THE PROBLEM —
Look for the string "React" in every line, and copy each line that has it.
━━━
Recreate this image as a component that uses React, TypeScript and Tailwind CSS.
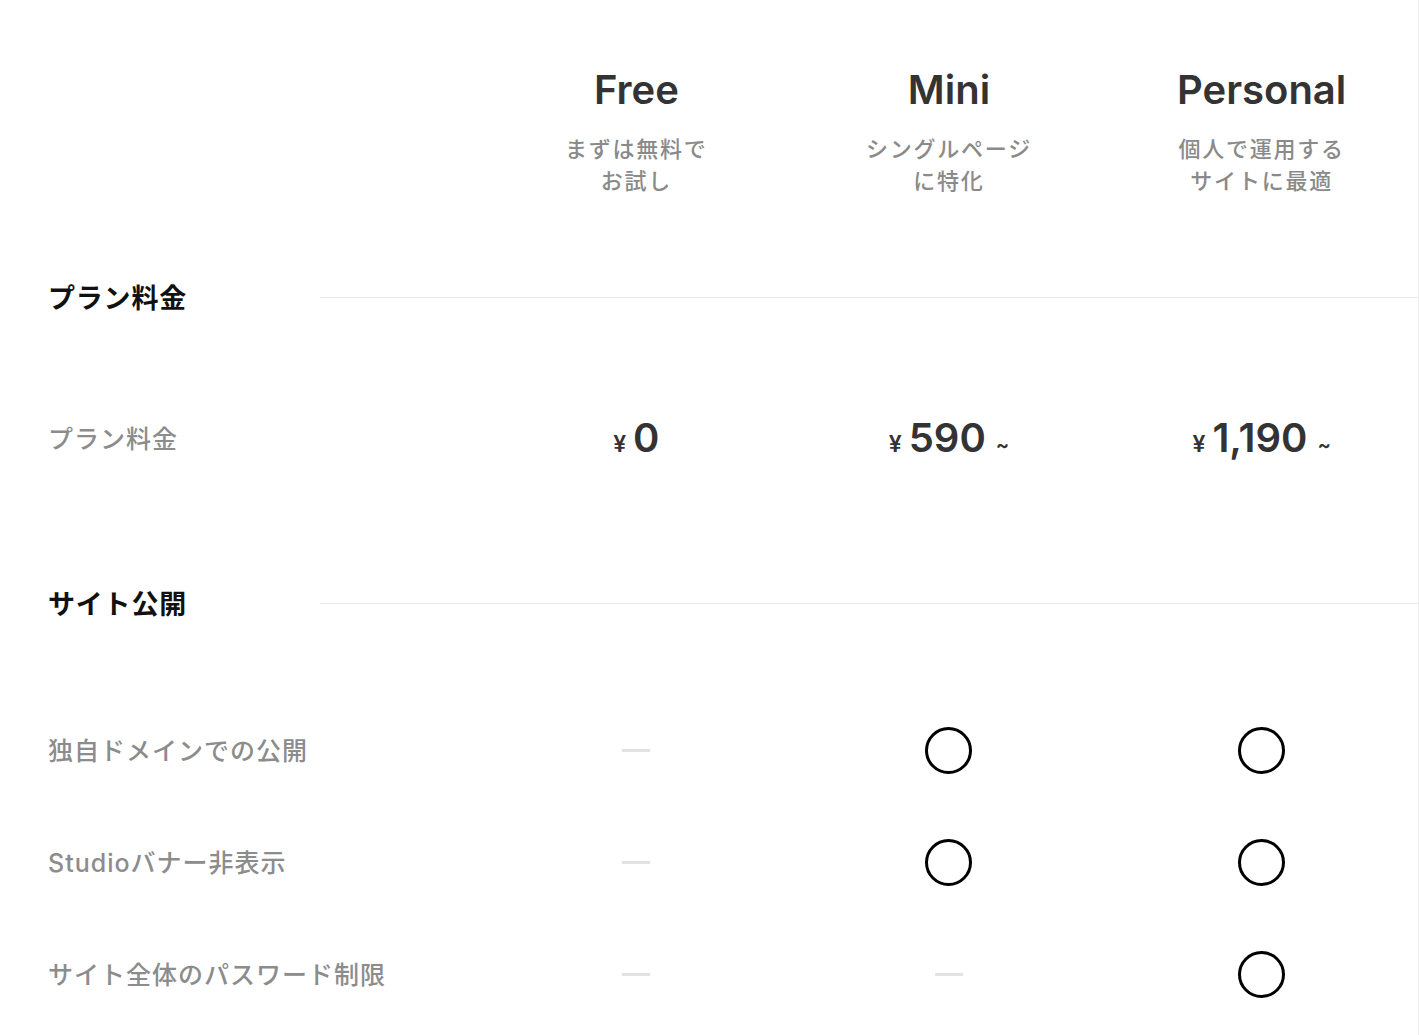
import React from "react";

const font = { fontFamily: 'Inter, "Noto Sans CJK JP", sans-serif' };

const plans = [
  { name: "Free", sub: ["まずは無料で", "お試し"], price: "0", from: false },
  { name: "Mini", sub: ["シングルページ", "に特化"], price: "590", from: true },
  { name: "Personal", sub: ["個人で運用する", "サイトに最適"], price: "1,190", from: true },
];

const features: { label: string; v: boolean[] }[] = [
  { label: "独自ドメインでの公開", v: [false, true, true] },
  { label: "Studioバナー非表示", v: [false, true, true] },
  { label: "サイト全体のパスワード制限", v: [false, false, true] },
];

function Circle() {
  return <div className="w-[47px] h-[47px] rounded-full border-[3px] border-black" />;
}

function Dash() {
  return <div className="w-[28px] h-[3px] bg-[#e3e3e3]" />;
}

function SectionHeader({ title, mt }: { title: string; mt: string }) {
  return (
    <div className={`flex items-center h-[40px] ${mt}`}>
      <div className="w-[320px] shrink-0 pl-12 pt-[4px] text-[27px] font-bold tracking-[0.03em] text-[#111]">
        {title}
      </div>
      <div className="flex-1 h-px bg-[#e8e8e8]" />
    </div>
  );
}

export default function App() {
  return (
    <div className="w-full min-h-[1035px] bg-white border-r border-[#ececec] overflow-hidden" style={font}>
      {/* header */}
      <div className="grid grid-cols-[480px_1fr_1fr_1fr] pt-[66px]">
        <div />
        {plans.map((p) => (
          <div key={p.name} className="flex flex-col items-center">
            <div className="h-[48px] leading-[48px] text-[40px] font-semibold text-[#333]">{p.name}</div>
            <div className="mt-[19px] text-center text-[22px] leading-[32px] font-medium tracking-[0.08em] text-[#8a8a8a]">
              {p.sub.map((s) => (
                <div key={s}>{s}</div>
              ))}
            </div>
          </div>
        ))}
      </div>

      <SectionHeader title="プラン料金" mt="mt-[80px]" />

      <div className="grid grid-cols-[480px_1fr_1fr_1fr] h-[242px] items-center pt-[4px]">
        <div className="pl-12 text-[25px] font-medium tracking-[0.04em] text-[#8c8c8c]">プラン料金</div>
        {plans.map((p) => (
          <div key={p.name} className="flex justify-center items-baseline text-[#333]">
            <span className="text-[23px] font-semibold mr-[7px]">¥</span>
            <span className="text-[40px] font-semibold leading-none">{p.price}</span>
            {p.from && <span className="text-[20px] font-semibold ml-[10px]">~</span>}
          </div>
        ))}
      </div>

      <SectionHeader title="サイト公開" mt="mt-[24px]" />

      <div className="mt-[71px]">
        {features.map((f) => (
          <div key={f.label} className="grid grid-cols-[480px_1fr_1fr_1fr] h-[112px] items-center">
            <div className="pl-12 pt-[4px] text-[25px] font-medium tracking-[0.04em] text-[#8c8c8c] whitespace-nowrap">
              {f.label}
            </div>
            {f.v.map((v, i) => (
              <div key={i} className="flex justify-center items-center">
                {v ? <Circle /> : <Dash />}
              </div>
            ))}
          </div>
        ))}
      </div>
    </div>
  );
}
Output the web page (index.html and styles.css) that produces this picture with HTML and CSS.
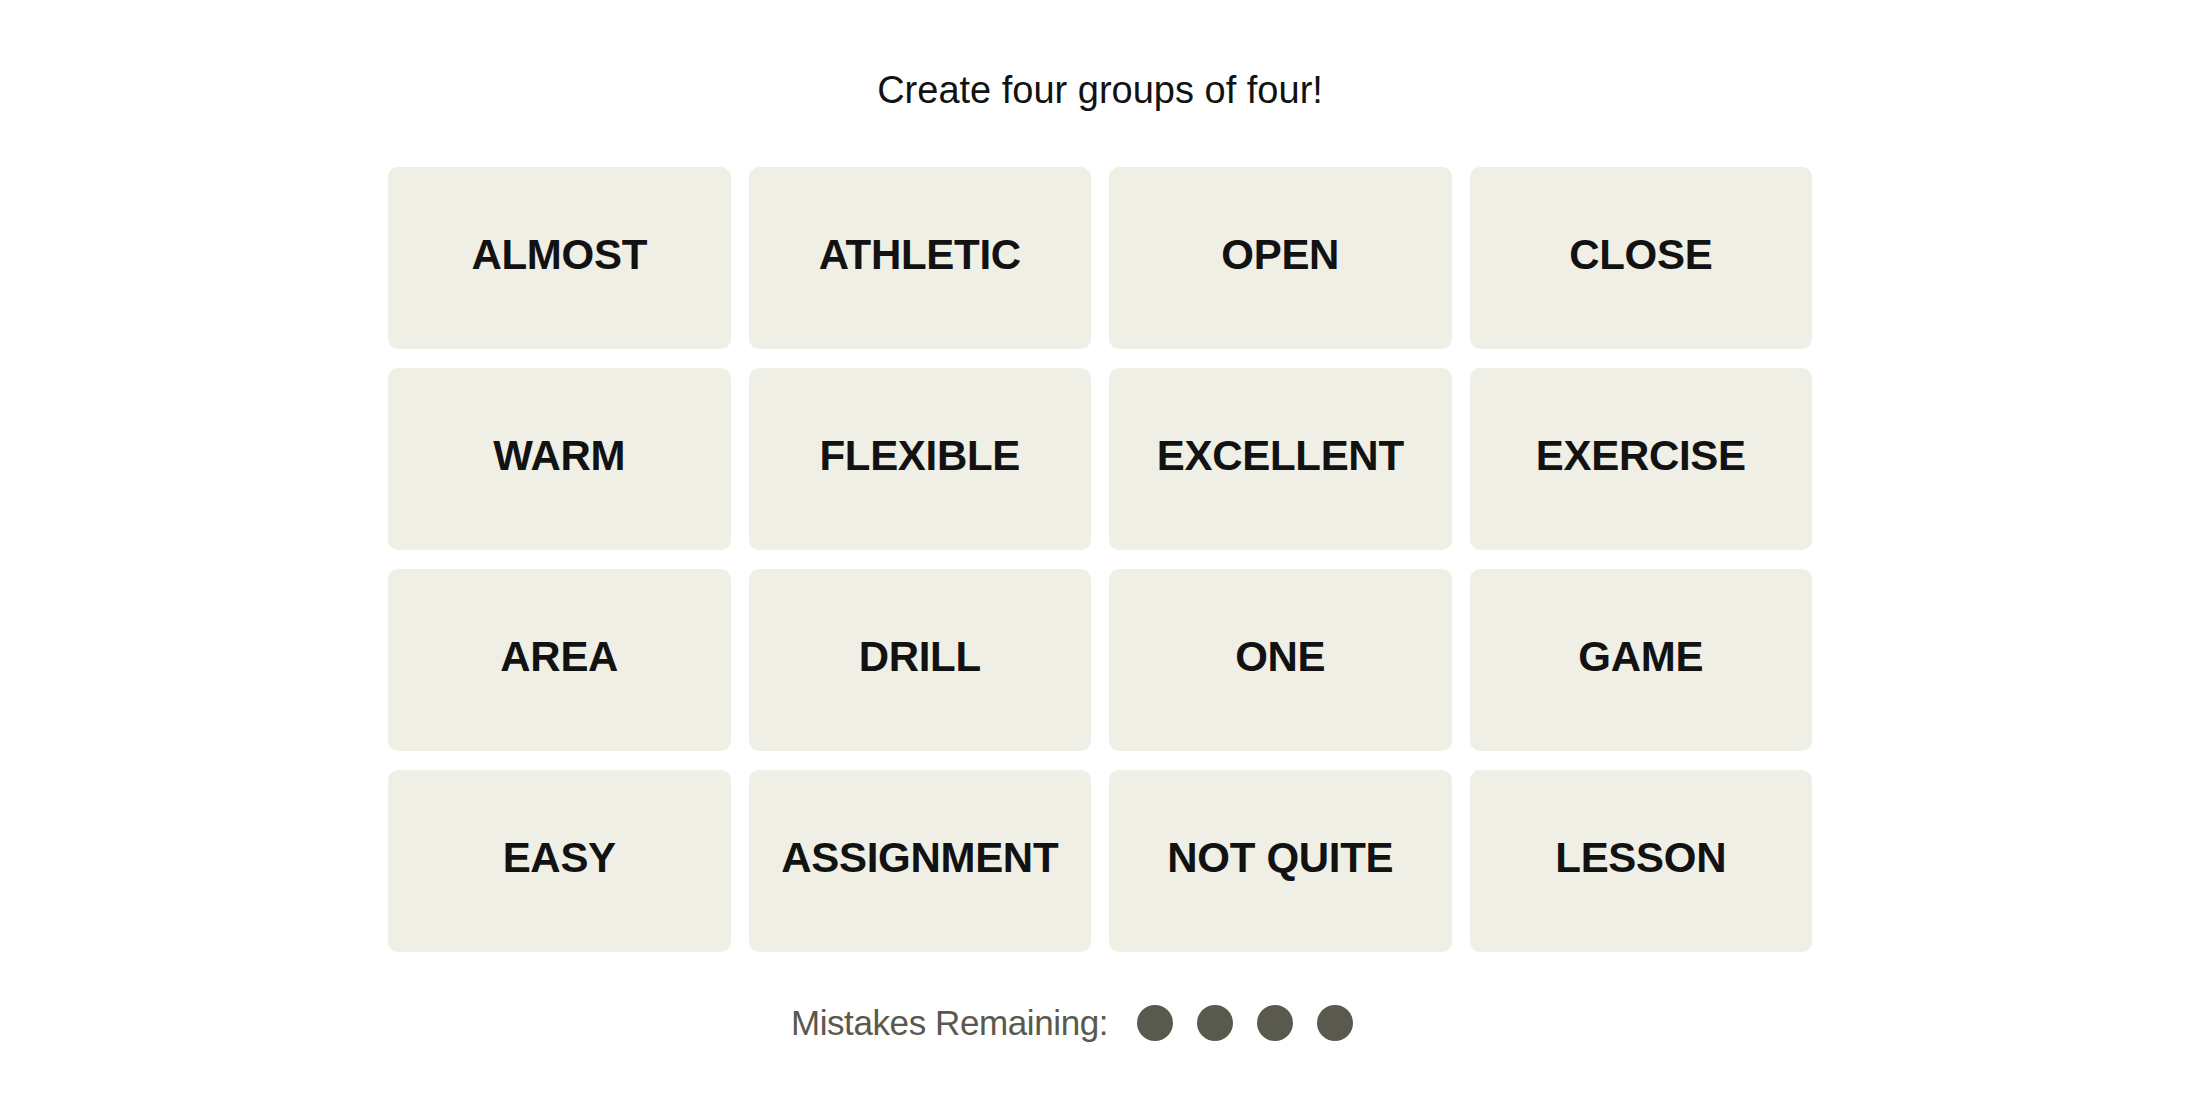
━━━
WRITTEN REPLY —
Recreate this image as a component that uses React, TypeScript and Tailwind CSS.
import React from "react";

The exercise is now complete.